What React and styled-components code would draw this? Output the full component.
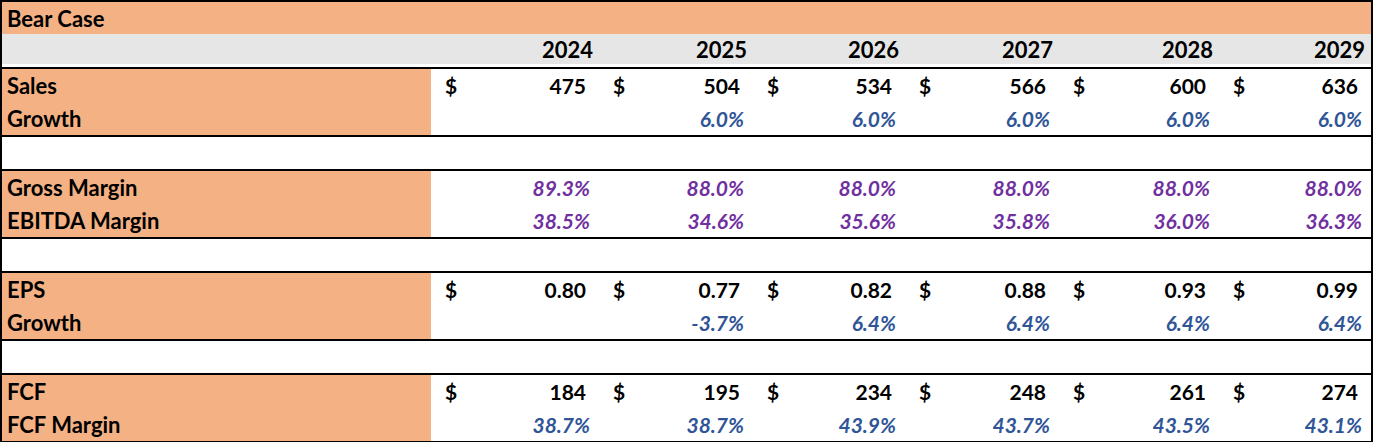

-.-.-

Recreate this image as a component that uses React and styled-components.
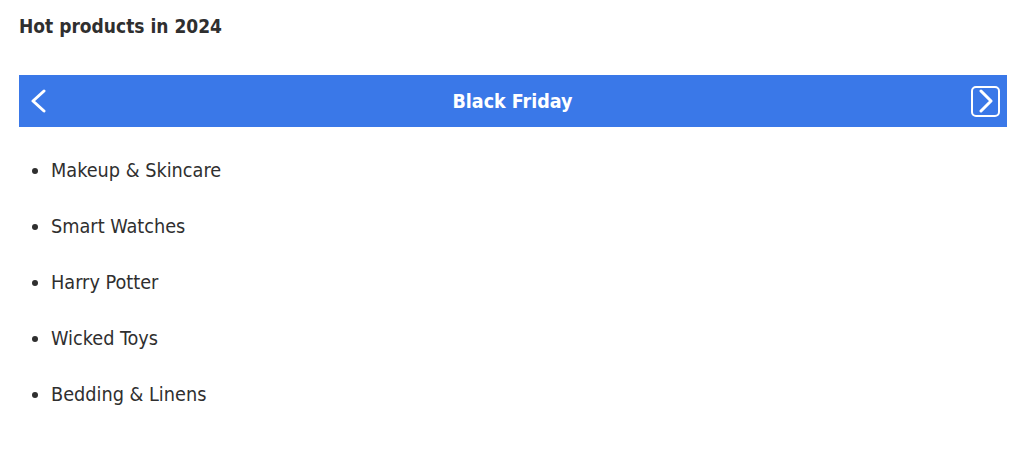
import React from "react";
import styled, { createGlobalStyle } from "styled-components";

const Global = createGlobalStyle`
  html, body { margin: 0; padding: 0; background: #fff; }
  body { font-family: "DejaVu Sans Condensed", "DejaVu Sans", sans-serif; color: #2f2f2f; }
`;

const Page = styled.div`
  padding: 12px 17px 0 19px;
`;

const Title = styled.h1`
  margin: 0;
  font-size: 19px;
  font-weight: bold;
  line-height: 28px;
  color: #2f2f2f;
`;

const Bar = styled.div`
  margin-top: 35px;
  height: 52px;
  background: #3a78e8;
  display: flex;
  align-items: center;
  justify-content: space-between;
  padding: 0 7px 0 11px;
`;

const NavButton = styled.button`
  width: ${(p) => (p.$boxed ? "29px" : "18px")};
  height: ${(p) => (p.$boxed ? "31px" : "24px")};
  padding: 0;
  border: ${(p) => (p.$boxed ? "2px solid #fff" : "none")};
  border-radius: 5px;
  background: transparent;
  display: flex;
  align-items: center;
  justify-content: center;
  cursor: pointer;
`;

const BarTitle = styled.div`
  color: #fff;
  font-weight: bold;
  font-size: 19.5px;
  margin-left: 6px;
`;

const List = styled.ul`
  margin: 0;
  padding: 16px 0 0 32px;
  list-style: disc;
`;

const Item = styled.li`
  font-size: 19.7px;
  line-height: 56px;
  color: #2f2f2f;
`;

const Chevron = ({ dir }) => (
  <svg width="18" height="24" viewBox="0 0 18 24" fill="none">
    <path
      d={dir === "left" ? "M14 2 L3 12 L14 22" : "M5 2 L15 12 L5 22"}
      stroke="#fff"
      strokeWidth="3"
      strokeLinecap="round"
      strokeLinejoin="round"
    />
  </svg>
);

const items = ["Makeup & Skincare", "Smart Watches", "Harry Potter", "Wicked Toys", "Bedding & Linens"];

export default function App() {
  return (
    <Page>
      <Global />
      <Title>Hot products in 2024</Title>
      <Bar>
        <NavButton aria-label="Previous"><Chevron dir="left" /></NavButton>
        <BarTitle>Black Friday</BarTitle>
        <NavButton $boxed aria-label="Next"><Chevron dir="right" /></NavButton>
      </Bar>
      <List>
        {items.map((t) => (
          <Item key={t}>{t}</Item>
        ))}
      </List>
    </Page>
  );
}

-.-.-

# What this task involves
Count the lines in the records above that contain the word "components", and give only the number.

# The response
3